▶ [Task directions]: From the first line of the listing below, retype each line up to and including the one with "border-[#767676] bg-white pl-0.5"; pictures stay out.

## start Information shown

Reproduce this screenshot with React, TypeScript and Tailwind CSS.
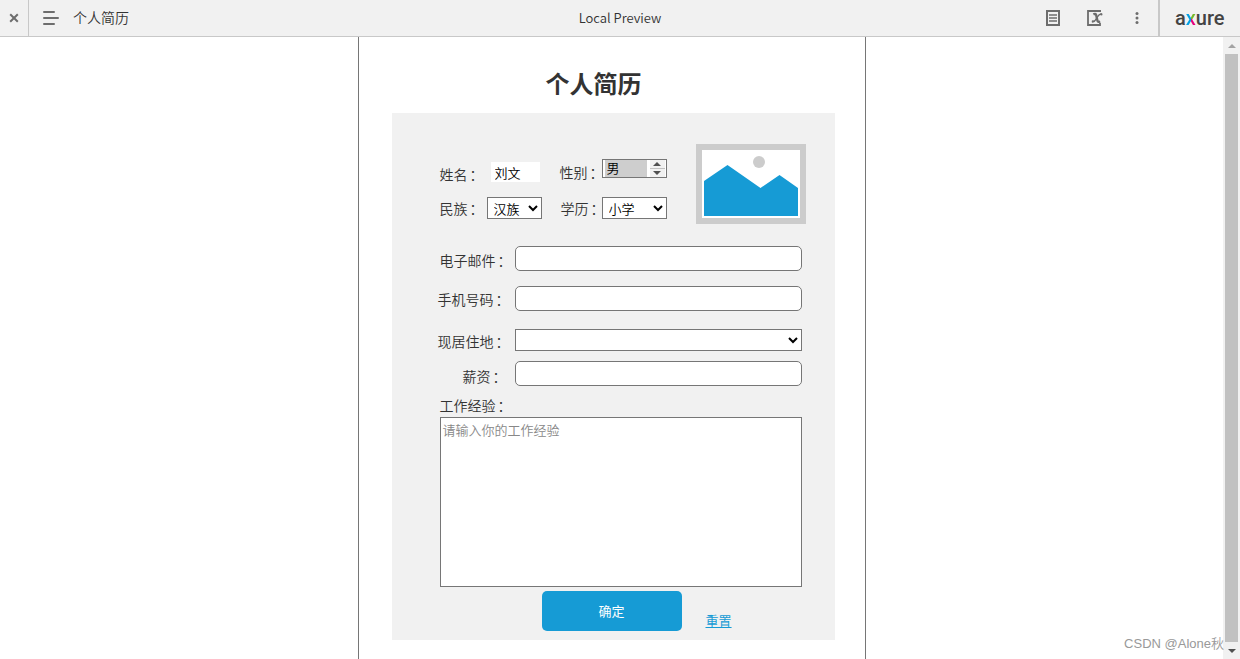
import React, { useState } from "react";

const inputClass =
  "h-[25px] w-full rounded-[5px] border border-[#767676] bg-white px-2 text-[13px] outline-none";

const selectClass =
  "h-[22px] border border-[#767676] bg-white pl-0.5 text-[13px] text-black outline-none";

const Label = ({
  htmlFor,
  className = "",
  children,
}: {
  htmlFor: string;
  className?: string;
  children: React.ReactNode;
}) => (
  <label
    htmlFor={htmlFor}
    className={`shrink-0 whitespace-nowrap text-[14px] leading-5 text-[#333] ${className}`}
  >
    {children}
    <span className="pl-0.5">：</span>
  </label>
);

const Header = () => (
  <header className="flex h-[37px] shrink-0 items-center justify-between border-b border-[#c8c8c8] bg-[#f1f1f1]">
    {/* LEFT */}
    <div className="flex h-full flex-1 items-center">
      <button
        type="button"
        aria-label="Close"
        className="flex h-full w-[29px] items-center justify-center border-r border-[#c8c8c8]"
      >
        <svg width="10" height="10" viewBox="0 0 10 10" stroke="#6d6d6d" strokeWidth="2">
          <path d="M1.2 1.2 8.8 8.8M8.8 1.2 1.2 8.8" />
        </svg>
      </button>
      <button type="button" aria-label="Pages" className="ml-3.5">
        <svg
          width="16"
          height="14"
          viewBox="0 0 16 14"
          stroke="#6d6d6d"
          strokeWidth="2"
          strokeLinecap="round"
        >
          <path d="M1 1H11M1 7H15M1 13H11" />
        </svg>
      </button>
      <span className="ml-3.5 pb-0.5 text-[14px] leading-5">个人简历</span>
    </div>

    <span className="text-[13px] leading-5">Local Preview</span>

    {/* RIGHT */}
    <div className="flex h-full flex-1 items-center justify-end">
      <button type="button" aria-label="Notes">
        <svg width="14" height="16" viewBox="0 0 14 16" fill="none" stroke="#6d6d6d">
          <rect x="1" y="1" width="12" height="14" strokeWidth="2" />
          <path d="M3 5H11M3 8H11M3 11H11" strokeWidth="1.6" />
        </svg>
      </button>
      <button type="button" aria-label="Variables" className="ml-[27px]">
        <svg width="16" height="16" viewBox="0 0 16 16" fill="none" stroke="#6d6d6d">
          <path d="M14 1H1V15H13V13" strokeWidth="1.8" />
          <path
            d="M6.4 4.4C8.4 3.2 9 4 9.4 6L10.2 9.8C10.6 12 11.4 12.4 13 11.2"
            strokeWidth="2.4"
          />
          <path d="M14.8 4.2C12.2 3 11 6 9.8 8C8.4 10.4 7.4 12.6 5 11.6" strokeWidth="1.3" />
          <circle cx="14.4" cy="4.4" r="1.1" fill="#6d6d6d" stroke="none" />
          <circle cx="5.8" cy="11.3" r="1.1" fill="#6d6d6d" stroke="none" />
        </svg>
      </button>
      <button type="button" aria-label="More" className="ml-8">
        <svg width="4" height="14" viewBox="0 0 4 14" fill="#6d6d6d">
          <circle cx="2" cy="2.5" r="1.5" />
          <circle cx="2" cy="7" r="1.5" />
          <circle cx="2" cy="11.5" r="1.5" />
        </svg>
      </button>
      <a
        href="#axure"
        className="ml-[19px] flex h-full w-[82px] items-center border-l-2 border-[#c8c8c8] pl-[15px] font-['Roboto',sans-serif] text-[20px] font-medium leading-6 text-[#444]"
      >
        a
        <span className="bg-[conic-gradient(from_0deg_at_50%_56%,#76b82a_0_90deg,#e5007d_90deg_180deg,#009fe3_180deg)] bg-clip-text text-transparent">
          x
        </span>
        ure
      </a>
    </div>
  </header>
);

const Photo = () => (
  <svg width="110" height="80" viewBox="0 0 110 80" className="shrink-0">
    <rect width="110" height="80" fill="#ccc" />
    <rect x="6" y="6" width="98" height="68" fill="#fff" />
    <circle cx="63" cy="18" r="6" fill="#ccc" />
    <path d="M8 37 31.5 21 64.5 44 83.5 31 102 44V72H8Z" fill="#169bd5" />
  </svg>
);

const ScrollBar = () => (
  <div className="flex w-[17px] shrink-0 flex-col items-center bg-[#f1f1f1]">
    <div className="flex h-[17px] items-center">
      <svg width="8" height="4" viewBox="0 0 8 4" fill="#a3a3a3">
        <path d="M4 0 8 4H0Z" />
      </svg>
    </div>
    <div className="w-[13px] flex-1 bg-[#c1c1c1]" />
    <div className="flex h-[17px] items-center">
      <svg width="8" height="4" viewBox="0 0 8 4" fill="#505050">
        <path d="M0 0H8L4 4Z" />
      </svg>
    </div>
  </div>
);

const ResumeForm = () => {
  const [name, setName] = useState("刘文");
  const [email, setEmail] = useState("");
  const [phone, setPhone] = useState("");
  const [salary, setSalary] = useState("");
  const [work, setWork] = useState("");

  return (
    <form
      onSubmit={(e) => e.preventDefault()}
      className="mr-[30px] ml-[33px] bg-[#f1f1f1] pt-[31px] pr-[33px] pb-[9px] pl-[46px]"
    >
      {/* BASIC INFO */}
      <div className="-mr-1 flex justify-between">
        <div className="pt-[15px] pl-0.5">
          <div className="flex h-[23px] items-start">
            <Label htmlFor="name" className="w-[51px] pt-[5px]">
              姓名
            </Label>
            <input
              id="name"
              value={name}
              onChange={(e) => setName(e.target.value)}
              className="mt-[3px] h-5 w-[49px] bg-white px-1 text-[13px] text-black outline-none"
            />
            <Label htmlFor="gender" className="ml-5 w-[42px] pt-[3px]">
              性别
            </Label>
            <div className="flex h-[19px] w-[65px] justify-between border border-[#767676] bg-white pr-px pl-0.5">
              <select
                id="gender"
                className="w-[42px] appearance-none bg-[#cecece] pb-0.5 pl-0.5 text-[13px] leading-4 text-black outline-none"
              >
                <option>男</option>
                <option>女</option>
              </select>
              <div className="flex w-[15px] flex-col divide-y divide-[#c1c1c1] bg-[#f1f1f1]">
                <button
                  type="button"
                  aria-label="上一项"
                  className="flex flex-1 items-center justify-center"
                >
                  <svg width="8" height="4" viewBox="0 0 8 4" fill="#505050">
                    <path d="M4 0 8 4H0Z" />
                  </svg>
                </button>
                <button
                  type="button"
                  aria-label="下一项"
                  className="flex flex-1 items-center justify-center"
                >
                  <svg width="8" height="4" viewBox="0 0 8 4" fill="#505050">
                    <path d="M0 0H8L4 4Z" />
                  </svg>
                </button>
              </div>
            </div>
          </div>
          <div className="mt-[15px] flex h-[22px] items-center">
            <Label htmlFor="nation" className="w-[47px]">
              民族
            </Label>
            <select id="nation" className={`w-[55px] ${selectClass}`}>
              <option>汉族</option>
              <option>其他</option>
            </select>
            <Label htmlFor="degree" className="ml-[19px] w-[41px]">
              学历
            </Label>
            <select id="degree" className={`w-[65px] ${selectClass}`}>
              <option>小学</option>
              <option>中学</option>
              <option>大学</option>
            </select>
          </div>
        </div>
        <Photo />
      </div>

      {/* CONTACT */}
      <div className="mt-[22px] flex items-center">
        <Label htmlFor="email" className="w-[77px] pt-0.5 pl-0.5">
          电子邮件
        </Label>
        <input
          id="email"
          value={email}
          onChange={(e) => setEmail(e.target.value)}
          className={inputClass}
        />
      </div>
      <div className="mt-[15px] flex items-center">
        <Label htmlFor="phone" className="w-[77px]">
          手机号码
        </Label>
        <input
          id="phone"
          value={phone}
          onChange={(e) => setPhone(e.target.value)}
          className={inputClass}
        />
      </div>
      <div className="mt-[18px] flex h-[22px] items-center">
        <Label htmlFor="city" className="w-[77px] pt-0.5">
          现居住地
        </Label>
        <select id="city" className={`w-full ${selectClass}`}>
          <option></option>
        </select>
      </div>
      <div className="mt-2.5 flex items-center">
        <Label htmlFor="salary" className="w-[77px] pt-1 pl-[25px]">
          薪资
        </Label>
        <input
          id="salary"
          value={salary}
          onChange={(e) => setSalary(e.target.value)}
          className={inputClass}
        />
      </div>

      {/* WORK */}
      <div className="mt-[9px] flex flex-col pl-0.5">
        <Label htmlFor="work">工作经验</Label>
        <textarea
          id="work"
          value={work}
          onChange={(e) => setWork(e.target.value)}
          placeholder="请输入你的工作经验"
          className="mt-0.5 h-[170px] resize-none border border-[#767676] bg-white p-0.5 text-[13px] leading-5 outline-none placeholder:text-[#888]"
        />
      </div>

      {/* ACTIONS */}
      <div className="mt-1 flex items-end pl-[104px]">
        <button
          type="submit"
          className="h-10 w-[140px] rounded-[5px] bg-[#169bd5] text-[13px] font-normal text-white"
        >
          确定
        </button>
        <a
          href="#reset"
          className="ml-6 text-[13px] leading-5 font-normal text-[#169bd5] underline"
        >
          重置
        </a>
      </div>
    </form>
  );
};

const App = () => {
  return (
    <div className="relative flex h-screen flex-col overflow-hidden bg-white font-['Noto_Sans_CJK_SC',sans-serif] font-[350] text-[#333]">
      <Header />
      <div className="flex min-h-0 flex-1">
        <main className="flex min-w-0 flex-1 justify-center">
          <div className="w-full max-w-[508px] border-x border-[#767676]">
            <h1 className="pt-7 pr-9 pb-3 text-center text-[24px] leading-9 font-bold">
              个人简历
            </h1>
            <ResumeForm />
          </div>
        </main>
        <ScrollBar />
      </div>
      <span className="absolute right-4 bottom-[5px] font-['Liberation_Sans','Noto_Sans_CJK_SC',sans-serif] text-[13px] leading-5 text-[#999]">
        CSDN @Alone秋
      </span>
    </div>
  );
};

export default App;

## end Information shown

▶ [Written answer]:
Reproduce this screenshot with React, TypeScript and Tailwind CSS.
import React, { useState } from "react";

const inputClass =
  "h-[25px] w-full rounded-[5px] border border-[#767676] bg-white px-2 text-[13px] outline-none";

const selectClass =
  "h-[22px] border border-[#767676] bg-white pl-0.5 text-[13px] text-black outline-none";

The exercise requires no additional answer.